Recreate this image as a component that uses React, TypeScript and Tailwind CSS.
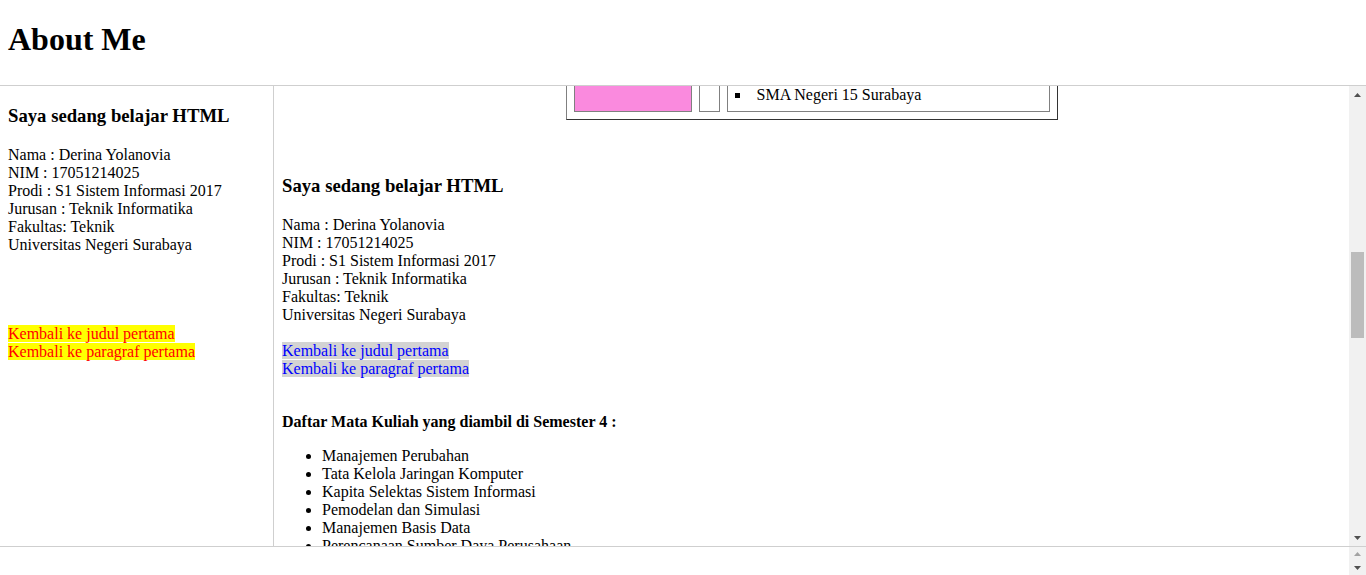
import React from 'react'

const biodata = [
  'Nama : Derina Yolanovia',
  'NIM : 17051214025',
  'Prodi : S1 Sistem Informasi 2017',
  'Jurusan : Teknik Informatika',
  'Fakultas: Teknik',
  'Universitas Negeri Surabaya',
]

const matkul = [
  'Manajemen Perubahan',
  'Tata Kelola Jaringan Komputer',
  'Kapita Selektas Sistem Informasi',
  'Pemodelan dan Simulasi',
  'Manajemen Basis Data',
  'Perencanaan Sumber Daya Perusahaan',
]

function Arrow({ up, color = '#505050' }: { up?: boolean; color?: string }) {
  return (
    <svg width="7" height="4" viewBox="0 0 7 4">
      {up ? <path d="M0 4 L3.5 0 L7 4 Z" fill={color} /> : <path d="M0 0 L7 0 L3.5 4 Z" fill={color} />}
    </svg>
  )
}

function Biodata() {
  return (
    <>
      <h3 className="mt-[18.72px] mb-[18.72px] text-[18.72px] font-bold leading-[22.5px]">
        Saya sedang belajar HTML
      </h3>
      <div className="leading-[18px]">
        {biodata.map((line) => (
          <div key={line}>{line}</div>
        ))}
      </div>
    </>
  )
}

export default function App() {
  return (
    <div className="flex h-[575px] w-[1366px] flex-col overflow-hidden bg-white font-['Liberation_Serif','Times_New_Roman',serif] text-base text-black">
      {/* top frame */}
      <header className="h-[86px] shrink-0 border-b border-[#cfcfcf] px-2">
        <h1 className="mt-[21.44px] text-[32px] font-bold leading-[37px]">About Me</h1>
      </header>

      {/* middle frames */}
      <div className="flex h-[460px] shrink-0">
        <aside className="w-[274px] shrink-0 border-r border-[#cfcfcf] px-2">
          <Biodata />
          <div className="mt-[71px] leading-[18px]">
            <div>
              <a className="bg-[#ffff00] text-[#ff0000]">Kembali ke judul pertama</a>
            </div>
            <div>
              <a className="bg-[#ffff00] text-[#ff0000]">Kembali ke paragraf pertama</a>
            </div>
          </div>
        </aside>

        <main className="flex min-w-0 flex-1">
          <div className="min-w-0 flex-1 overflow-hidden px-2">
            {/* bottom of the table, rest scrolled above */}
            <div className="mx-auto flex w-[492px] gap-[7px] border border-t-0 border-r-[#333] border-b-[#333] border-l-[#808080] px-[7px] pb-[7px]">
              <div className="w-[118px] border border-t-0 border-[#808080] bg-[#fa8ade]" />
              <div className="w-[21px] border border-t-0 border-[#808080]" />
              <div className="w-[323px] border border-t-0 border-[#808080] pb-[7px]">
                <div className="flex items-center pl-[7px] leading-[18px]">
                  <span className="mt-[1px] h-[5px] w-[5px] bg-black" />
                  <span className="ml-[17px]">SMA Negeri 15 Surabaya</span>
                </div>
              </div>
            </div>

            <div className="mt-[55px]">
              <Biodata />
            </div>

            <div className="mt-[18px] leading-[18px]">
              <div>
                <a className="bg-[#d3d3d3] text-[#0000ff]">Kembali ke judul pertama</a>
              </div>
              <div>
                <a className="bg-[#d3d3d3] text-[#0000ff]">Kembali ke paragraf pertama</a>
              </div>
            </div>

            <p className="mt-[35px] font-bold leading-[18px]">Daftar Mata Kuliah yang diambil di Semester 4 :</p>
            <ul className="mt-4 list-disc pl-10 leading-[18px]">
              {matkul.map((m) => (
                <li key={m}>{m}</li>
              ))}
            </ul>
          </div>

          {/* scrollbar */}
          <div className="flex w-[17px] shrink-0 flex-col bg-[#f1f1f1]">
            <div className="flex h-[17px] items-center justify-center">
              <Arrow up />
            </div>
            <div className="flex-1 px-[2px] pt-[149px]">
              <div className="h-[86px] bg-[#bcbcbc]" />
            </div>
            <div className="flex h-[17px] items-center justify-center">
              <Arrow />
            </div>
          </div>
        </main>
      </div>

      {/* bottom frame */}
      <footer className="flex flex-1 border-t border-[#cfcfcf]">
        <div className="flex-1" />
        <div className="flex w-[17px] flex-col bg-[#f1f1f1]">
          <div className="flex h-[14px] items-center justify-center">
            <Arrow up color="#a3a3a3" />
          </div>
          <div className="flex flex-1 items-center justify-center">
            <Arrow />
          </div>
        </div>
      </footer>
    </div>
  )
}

☆ ☆ ☆ ☆ ☆

● **YOUR GOAL**
Omit the pictures, and quote the material above exactly as given.

● **EXPECTED ANSWER**
Recreate this image as a component that uses React, TypeScript and Tailwind CSS.
import React from 'react'

const biodata = [
  'Nama : Derina Yolanovia',
  'NIM : 17051214025',
  'Prodi : S1 Sistem Informasi 2017',
  'Jurusan : Teknik Informatika',
  'Fakultas: Teknik',
  'Universitas Negeri Surabaya',
]

const matkul = [
  'Manajemen Perubahan',
  'Tata Kelola Jaringan Komputer',
  'Kapita Selektas Sistem Informasi',
  'Pemodelan dan Simulasi',
  'Manajemen Basis Data',
  'Perencanaan Sumber Daya Perusahaan',
]

function Arrow({ up, color = '#505050' }: { up?: boolean; color?: string }) {
  return (
    <svg width="7" height="4" viewBox="0 0 7 4">
      {up ? <path d="M0 4 L3.5 0 L7 4 Z" fill={color} /> : <path d="M0 0 L7 0 L3.5 4 Z" fill={color} />}
    </svg>
  )
}

function Biodata() {
  return (
    <>
      <h3 className="mt-[18.72px] mb-[18.72px] text-[18.72px] font-bold leading-[22.5px]">
        Saya sedang belajar HTML
      </h3>
      <div className="leading-[18px]">
        {biodata.map((line) => (
          <div key={line}>{line}</div>
        ))}
      </div>
    </>
  )
}

export default function App() {
  return (
    <div className="flex h-[575px] w-[1366px] flex-col overflow-hidden bg-white font-['Liberation_Serif','Times_New_Roman',serif] text-base text-black">
      {/* top frame */}
      <header className="h-[86px] shrink-0 border-b border-[#cfcfcf] px-2">
        <h1 className="mt-[21.44px] text-[32px] font-bold leading-[37px]">About Me</h1>
      </header>

      {/* middle frames */}
      <div className="flex h-[460px] shrink-0">
        <aside className="w-[274px] shrink-0 border-r border-[#cfcfcf] px-2">
          <Biodata />
          <div className="mt-[71px] leading-[18px]">
            <div>
              <a className="bg-[#ffff00] text-[#ff0000]">Kembali ke judul pertama</a>
            </div>
            <div>
              <a className="bg-[#ffff00] text-[#ff0000]">Kembali ke paragraf pertama</a>
            </div>
          </div>
        </aside>

        <main className="flex min-w-0 flex-1">
          <div className="min-w-0 flex-1 overflow-hidden px-2">
            {/* bottom of the table, rest scrolled above */}
            <div className="mx-auto flex w-[492px] gap-[7px] border border-t-0 border-r-[#333] border-b-[#333] border-l-[#808080] px-[7px] pb-[7px]">
              <div className="w-[118px] border border-t-0 border-[#808080] bg-[#fa8ade]" />
              <div className="w-[21px] border border-t-0 border-[#808080]" />
              <div className="w-[323px] border border-t-0 border-[#808080] pb-[7px]">
                <div className="flex items-center pl-[7px] leading-[18px]">
                  <span className="mt-[1px] h-[5px] w-[5px] bg-black" />
                  <span className="ml-[17px]">SMA Negeri 15 Surabaya</span>
                </div>
              </div>
            </div>

            <div className="mt-[55px]">
              <Biodata />
            </div>

            <div className="mt-[18px] leading-[18px]">
              <div>
                <a className="bg-[#d3d3d3] text-[#0000ff]">Kembali ke judul pertama</a>
              </div>
              <div>
                <a className="bg-[#d3d3d3] text-[#0000ff]">Kembali ke paragraf pertama</a>
              </div>
            </div>

            <p className="mt-[35px] font-bold leading-[18px]">Daftar Mata Kuliah yang diambil di Semester 4 :</p>
            <ul className="mt-4 list-disc pl-10 leading-[18px]">
              {matkul.map((m) => (
                <li key={m}>{m}</li>
              ))}
            </ul>
          </div>

          {/* scrollbar */}
          <div className="flex w-[17px] shrink-0 flex-col bg-[#f1f1f1]">
            <div className="flex h-[17px] items-center justify-center">
              <Arrow up />
            </div>
            <div className="flex-1 px-[2px] pt-[149px]">
              <div className="h-[86px] bg-[#bcbcbc]" />
            </div>
            <div className="flex h-[17px] items-center justify-center">
              <Arrow />
            </div>
          </div>
        </main>
      </div>

      {/* bottom frame */}
      <footer className="flex flex-1 border-t border-[#cfcfcf]">
        <div className="flex-1" />
        <div className="flex w-[17px] flex-col bg-[#f1f1f1]">
          <div className="flex h-[14px] items-center justify-center">
            <Arrow up color="#a3a3a3" />
          </div>
          <div className="flex flex-1 items-center justify-center">
            <Arrow />
          </div>
        </div>
      </footer>
    </div>
  )
}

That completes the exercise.